Related: Yale students call for ‘open intifada,’ say activists should ‘escalate disruption’ and ‘paralyze all aspects of normal life.’

Berkeley and Yale students are aspirants to the ruling class, and usually also children of it; they're not a threat even if they actually firebomb police. The ones you've got to watch are the ones who aren't already powerful and privileged. 

UPDATE: Ayaan Hirsi Ali argues that those students are part of active subversion on the Soviet model.

Living in the West in 1983, Bezmenov gave a lecture in which he explained “Psychological Warfare, Subversion, and the Control of Society.” It begins:

Subversion refers to a process by which the values and principles of an established system are contradicted or reversed in an attempt to sabotage the existing social order and its structures of power, authority, tradition, hierarchy, and social norms. It involves a systematic attempt to overthrow or undermine a government or political system, often carried out by persons working secretly from within. Subversion is used as a tool to achieve political goals because it generally carries less risk, cost, and difficulty as opposed to open belligerency. The act of subversion can lead to the destruction or damage of an established system or government. In the context of ideological subversion, subversion aims to gradually change the perception and values of a society, ultimately leading to the undermining of its existing systems and beliefs.

The accompanying chart would seem to locate us in the "destabilization" phase, which last 2-5 years; ours started in 2020 with the BLM protests/riots and the Covid lockdowns (which, one recalls, made exceptions for the BLM protests), and now continues with these pro-Hamas protests. Assuming the chart were accurate, the next phase is 'crisis' (2-6 months) followed by Big Brother cementing its gains into a new, normalized system.

"I am not saying that Bezmenov’s formulation explains all that we are seeing. It clearly does not address all the West’s problems," she writes. "But once I immersed myself in his formulation, many of the topsy-turvy developments in our institutions fell into place."

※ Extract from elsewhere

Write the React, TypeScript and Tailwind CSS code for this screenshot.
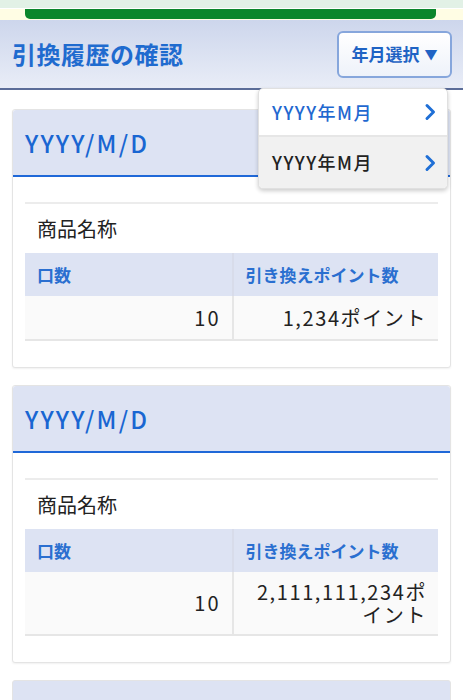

Well, or it could be paranoia, which is to be staunchly resisted. But the riots are real enough, and the government continues not to enforce the laws upon them -- though they maintain a weather eye for any counterrevolutionaries that might emerge on the other side. Perhaps that's just a coincidence, though, class privilege playing out as I was discussing in the original post.

Expel New York

Long time blogger Don Surber advocates this -- I assume facetiously -- as part of a clean-up program. He ran a poll at the end that showed supermajority support among his readership for this, and majority support for giving Mexico back California. This is not the first time this suggestion has been made; Business Insider (clearly facetiously) found that seven states might be expelled to general pleasure (and not the ones I would have expected).

On the non-facetious side, Reason magazine found that a quarter of voters wanted to extract their own state from the union. They then polled about everybody else's state.
Of the 17 percent who thought that was a fine idea, there was an overwhelming favorite for who gets tossed from the moving vehicle: California.

Yes, the Golden State was the choice of a whopping 53 percent of respondents who thought yanking a star off the flag would make the world a better place.

New York came in second with 25 percent of votes, and Texas was third at 20 percent.

I don't know why anybody would want rid of Texas. The Reason article also links a very helpful map ranking the states by freedom (New Hampshire is #1: Live Free or Die!).

The thing is, we don't actually have a mechanism for any of this. We have very clear standards for admitting new states. There's no apparent mechanism for releasing states that want to leave, or expelling states against their will. 

A political project of mine is to restore the defunct state of Franklin, made up of parts of Western North Carolina and East Tennessee. Franklin would be pose a challenge to New Hampshire's #1 ranking as freest state, as the political culture of Appalachia has little enough use for governments. There is a constitutional mechanism for that, though it's a long shot: it needs approval by both houses of Congress as well as both the NC and TN legislatures.